Aaron Thier, an American author, has penned a terrific and gripping tale of evolving American history through thousands of ages in his new book, Mr. Eternity centered around an almost thousand years old ancient mariner who has survived through various civilizations in American history and has witnessed the sociological and environmental changes of the planet, who is actually on a quest to search his lady love.


Key West, 2016. Sea levels are rising, coral reefs are dying. In short, everything is going to hell. It's here that two young filmmakers find something to believe in: an old sailor who calls himself Daniel Defoe and claims to be five hundred sixty years old.

In fact, old Dan is in the prime of his life. It's an incredible, perhaps eternal American life, which Mr. Eternity imagines over a millennium: a parade of conquistadors and plantation owners, lusty mermaids and dissatisfied princesses, picking up in the sixteenth century in the Vice royalty of New Granada and continuing into the twenty-sixth, where, in the future Democratic Federation of Mississippi States, Dan serves as an adviser to the King of St. Louis. Some things remain constant throughout the centuries, and being on the edge of ruin may be one. In 1560, the Spaniards have destroyed the Aztec and Inca civilizations. In 2500, we've destroyed our own: the cities of the Atlantic coast are underwater, the union has fallen apart, and cars, plastics, and air conditioning are relegated to history. But there are other constants too: love, ingenuity, humor, and old Dan himself, always adapting and inspiring others with dreams of a better life.

An ingenious, hilarious, and genre-bending page-turner, Mr. Eternity is multiple novels in one. Together they form an uncommon work--about our changing planet and its remarkable continuities.

Daniel Defoe, an almost 1000 years old man, who has experienced the inception and destruction of many American civilizations as well as the change in the global environment, narrates various tales through diverse timelines about five different individuals.

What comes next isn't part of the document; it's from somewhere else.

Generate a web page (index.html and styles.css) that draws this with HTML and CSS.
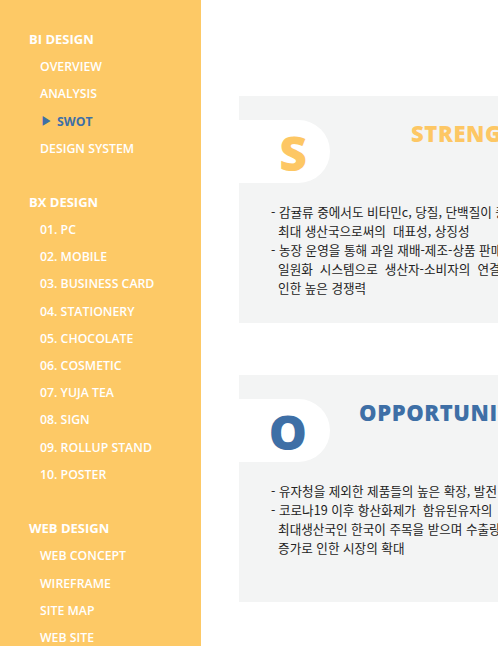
FILE: index.html
```html
<!DOCTYPE html>
<html lang="ko">
<head>
<meta charset="utf-8">
<title>SWOT</title>
<link rel="stylesheet" href="styles.css">
</head>
<body>
<div class="page">
  <nav class="sidebar">
    <div class="group">
      <div class="group-title">BI DESIGN</div>
      <ul class="menu">
        <li>OVERVIEW</li>
        <li>ANALYSIS</li>
        <li class="active"><span class="arrow">&#9654;</span>SWOT</li>
        <li>DESIGN SYSTEM</li>
      </ul>
    </div>
    <div class="group">
      <div class="group-title">BX DESIGN</div>
      <ul class="menu">
        <li>01. PC</li>
        <li>02. MOBILE</li>
        <li>03. BUSINESS CARD</li>
        <li>04. STATIONERY</li>
        <li>05. CHOCOLATE</li>
        <li>06. COSMETIC</li>
        <li>07. YUJA TEA</li>
        <li>08. SIGN</li>
        <li>09. ROLLUP STAND</li>
        <li>10. POSTER</li>
      </ul>
    </div>
    <div class="group">
      <div class="group-title">WEB DESIGN</div>
      <ul class="menu">
        <li>WEB CONCEPT</li>
        <li>WIREFRAME</li>
        <li>SITE MAP</li>
        <li>WEB SITE</li>
      </ul>
    </div>
  </nav>
  <main class="content">
    <section class="card">
      <div class="card-head">
        <div class="tab tab-yellow">S</div>
        <h2 class="card-title title-strength">STRENGTH</h2>
      </div>
      <ul class="points">
        <li>- 감귤류 중에서도 비타민c, 당질, 단백질이 풍부한 유자의<br>&nbsp;&nbsp;최대 생산국으로써의&nbsp; 대표성, 상징성</li>
        <li>- 농장 운영을 통해 과일 재배-제조-상품 판매까지<br>&nbsp;&nbsp;일원화&nbsp; 시스템으로&nbsp; 생산자-소비자의&nbsp; 연결로<br>&nbsp;&nbsp;인한 높은 경쟁력</li>
      </ul>
    </section>
    <section class="card">
      <div class="card-head">
        <div class="tab tab-blue">O</div>
        <h2 class="card-title title-opportunity">OPPORTUNITY</h2>
      </div>
      <ul class="points">
        <li>- 유자청을 제외한 제품들의 높은 확장, 발전 가능성</li>
        <li>- 코로나19 이후 항산화제가&nbsp; 함유된유자의<br>&nbsp;&nbsp;최대생산국인 한국이 주목을 받으며 수출량<br>&nbsp;&nbsp;증가로 인한 시장의 확대</li>
      </ul>
    </section>
  </main>
</div>
</body>
</html>
```

FILE: styles.css
```css
html, body {
  margin: 0;
  padding: 0;
  overflow: hidden;
  background: #ffffff;
}

.page {
  display: flex;
  width: 100vw;
  height: 100vh;
  overflow: hidden;
}

.sidebar {
  flex: 0 0 201px;
  width: 201px;
  height: 100vh;
  background: #fdc966;
  padding-top: 25.8px;
  box-sizing: border-box;
  font-family: "Open Sans", "Noto Sans", sans-serif;
  color: #ffffff;
  overflow: hidden;
}

.group {
  margin-bottom: 27.2px;
}

.group-title {
  padding-left: 29px;
  font-size: 13px;
  font-weight: 700;
  line-height: 27.2px;
  height: 27.2px;
}

.menu {
  list-style: none;
  margin: 0;
  padding: 0 0 0 40px;
}

.menu li {
  font-size: 12.3px;
  font-weight: 600;
  line-height: 27.2px;
  height: 27.2px;
  white-space: nowrap;
}

.menu li.active {
  color: #3e6fa6;
  font-weight: 700;
}

.arrow {
  display: inline-block;
  font-size: 11px;
  margin-left: 1px;
  margin-right: 5px;
  vertical-align: 1px;
}

.content {
  flex: 1 0 auto;
  padding: 96px 0 0 38px;
  display: flex;
  flex-direction: column;
  gap: 52px;
}

.card {
  width: 420px;
  height: 227px;
  background: #f3f4f4;
  padding-top: 24px;
  box-sizing: border-box;
}

.card-head {
  display: flex;
  align-items: flex-start;
}

.tab {
  width: 91px;
  height: 63px;
  flex: 0 0 91px;
  background: #ffffff;
  border-radius: 0 32px 32px 0;
  box-sizing: border-box;
  padding-right: 23px;
  display: flex;
  align-items: center;
  justify-content: flex-end;
  font-family: "Open Sans", "Noto Sans", sans-serif;
  font-weight: 800;
  font-size: 48px;
  line-height: 1;
  padding-top: 3px;
}

.tab-yellow {
  color: #fdc764;
}

.tab-blue {
  color: #3e6fa6;
}

.card-title {
  margin: 0;
  font-family: "Open Sans", "Noto Sans", sans-serif;
  font-weight: 800;
  font-size: 22px;
  letter-spacing: 0.6px;
  line-height: 1;
  padding-top: 2px;
  white-space: nowrap;
}

.title-strength {
  margin-left: 81px;
  color: #fdc764;
}

.title-opportunity {
  margin-left: 29px;
  color: #3e6fa6;
}

.points {
  list-style: none;
  margin: 19px 0 0 32px;
  padding: 0;
  font-family: "Noto Sans CJK KR", "Noto Sans", sans-serif;
  font-size: 12.6px;
  line-height: 19px;
  color: #222222;
  white-space: nowrap;
}
```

In the 1500s in Spain, a native Pirahoa girl who after being sold to a Spanish man, starts narrating strange tales from her homeland, and once she finds the man named, Daniel de Fo, she along with Christian religion's conquerors embark upon a journey to find the homeland, El Dorado of that native girl. In the mid 1700s in a Caribbean island, a mulatto man named, John, son of a black slave and her white master, fools the sugar plantation's owner as a gentleman and along with Dr. Dan, he hatches up a plan to dupe and steal from the owner. In the year of 2016 in Kay West, two aspiring filmmakers and drop outs from their university decide to make a documentary on the ancient mariner named, Daniel of 560 years old, who later accompanies the two young men on a treasure hunt. In the 2200s in Boston, a poor young orphan boy named, Jam, deprived of any luxuries in life, is angry with the way the world has turned out to be with global warming, becomes a protege of Old Dan, who reveals and explains him about the socio economical causes of global warming. In the 2500s in St. Louis, a princess named, Jasmine, of a king brings her an ancient slave named, Daniel, who spins tales for her about the lost American civilizations from the beginning of time in the history of America. All the while this old immortal man, Daniel, is looking frantically for the love of his life, a Spanish woman, named, Anna Gloria. But did he find her?

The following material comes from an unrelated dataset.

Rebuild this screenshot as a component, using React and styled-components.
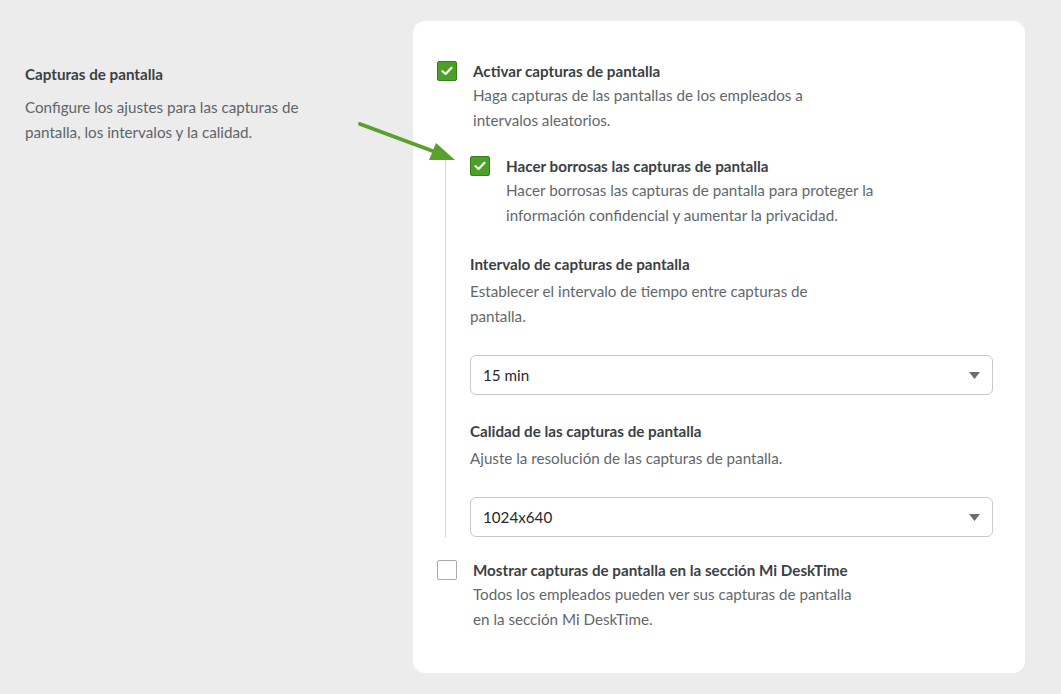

This is a brilliant novel that raises so many modern day questions which, if put into consideration, future generation will have a sustainable life in an environment friendly society, also the past civilizations which were lost or put to an end will be honored. The book teaches the readers to respect the environment and the history and how not to waste the mother nature. Daniel, the immortal man, lives through ups and downs of the American history and environmental changes and reflects everything back whatever went wrong through the passed times and the times yet to come.

The author's writing style is excellent and flawless, although there is not much sentiments to make the readers feel, instead the book is extremely thought provoking and will make the readers ponder about both about the past and the future. The narrative is not that engaging, yet they are slightly striking and distinctive enough to let the readers see the depth beyond the multi person point-of-views. The pace is slow as the descriptions penned by the author are vivid enough to make the readers feel like they are standing right in front of the characters.

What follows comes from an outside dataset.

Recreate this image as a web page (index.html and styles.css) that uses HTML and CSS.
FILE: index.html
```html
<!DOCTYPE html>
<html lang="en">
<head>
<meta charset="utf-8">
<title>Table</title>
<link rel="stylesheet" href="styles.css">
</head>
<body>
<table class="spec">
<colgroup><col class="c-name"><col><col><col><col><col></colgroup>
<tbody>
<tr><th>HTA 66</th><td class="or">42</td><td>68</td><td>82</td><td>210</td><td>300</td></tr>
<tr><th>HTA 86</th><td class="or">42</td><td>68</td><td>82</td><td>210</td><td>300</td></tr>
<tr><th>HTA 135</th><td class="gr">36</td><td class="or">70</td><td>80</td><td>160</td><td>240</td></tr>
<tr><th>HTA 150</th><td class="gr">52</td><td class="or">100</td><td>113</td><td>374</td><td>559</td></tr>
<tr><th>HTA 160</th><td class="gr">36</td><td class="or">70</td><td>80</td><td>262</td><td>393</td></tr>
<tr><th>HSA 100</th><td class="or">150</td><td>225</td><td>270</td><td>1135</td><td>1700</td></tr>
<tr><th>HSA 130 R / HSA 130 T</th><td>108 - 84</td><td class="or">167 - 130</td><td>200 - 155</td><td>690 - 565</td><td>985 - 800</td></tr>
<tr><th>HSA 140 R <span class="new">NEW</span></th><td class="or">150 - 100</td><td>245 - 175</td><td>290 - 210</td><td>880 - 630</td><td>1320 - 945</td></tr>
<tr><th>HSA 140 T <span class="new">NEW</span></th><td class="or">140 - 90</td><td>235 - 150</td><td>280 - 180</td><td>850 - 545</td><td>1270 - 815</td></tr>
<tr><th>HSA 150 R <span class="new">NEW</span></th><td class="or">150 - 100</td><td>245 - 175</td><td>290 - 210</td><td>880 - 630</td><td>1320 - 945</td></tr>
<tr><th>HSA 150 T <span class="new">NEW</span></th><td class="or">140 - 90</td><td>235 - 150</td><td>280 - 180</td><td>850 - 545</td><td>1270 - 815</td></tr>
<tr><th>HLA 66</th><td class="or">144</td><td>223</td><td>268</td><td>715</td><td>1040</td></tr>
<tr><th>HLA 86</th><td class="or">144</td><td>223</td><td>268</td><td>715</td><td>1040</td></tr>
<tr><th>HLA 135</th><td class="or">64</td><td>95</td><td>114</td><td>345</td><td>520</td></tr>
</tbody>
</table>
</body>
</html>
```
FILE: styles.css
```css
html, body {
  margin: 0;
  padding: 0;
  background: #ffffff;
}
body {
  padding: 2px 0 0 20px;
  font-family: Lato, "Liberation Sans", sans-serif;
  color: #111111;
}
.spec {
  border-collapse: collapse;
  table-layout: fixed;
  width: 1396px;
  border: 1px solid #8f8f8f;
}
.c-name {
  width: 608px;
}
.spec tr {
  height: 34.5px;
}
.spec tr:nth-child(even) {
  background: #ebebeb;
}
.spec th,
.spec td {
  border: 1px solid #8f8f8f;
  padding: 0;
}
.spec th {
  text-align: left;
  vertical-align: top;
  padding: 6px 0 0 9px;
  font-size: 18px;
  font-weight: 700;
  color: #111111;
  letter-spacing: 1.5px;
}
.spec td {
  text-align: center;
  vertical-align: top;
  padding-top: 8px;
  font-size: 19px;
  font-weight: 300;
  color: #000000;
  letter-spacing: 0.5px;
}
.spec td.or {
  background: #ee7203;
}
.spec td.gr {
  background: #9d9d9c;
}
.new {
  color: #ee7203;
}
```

The timeline presented by the author are arresting and realistic enough to make the readers sway along with the shifting timeline from the past to the present into the future. The author's depiction about the civilizations and how both nature and superior human beings itself destroyed such inferior and ancient civilizations and did not do anything to protect such heritage is splendid enough for the readers to contemplate. The back drop did not play a huge role in the back, still, the moving time period is enough to bring that captivating feel to the story line.

The characters are well developed, although they did not feel much real enough to comprehend with their demeanor. Since this is not a character-driven tale, so the facts and the story development are the ones that will keep the readers on their edges. Not most readers will find anything appealing to this story, maybe readers who like to enjoy a slow-paced and though provocative will bound to find this book ideal for them.

In a nutshell, the story is unique, fulfilling, poignant and extremely enlightening enough to wonder about the mother nature and the causes of global warming.

Verdict: Highly intellectual and absorbing tale about the American history and environment.

Courtesy: Thanks to the author, Aaron Thier's publishers for giving me an opportunity to read and review this book.

Author Info:
Aaron Thier was born in Baltimore and raised in Williamstown, Massachusetts, where he now lives with his wife. His writing has appeared in The Nation and The New Republic, among other places. This is his first novel.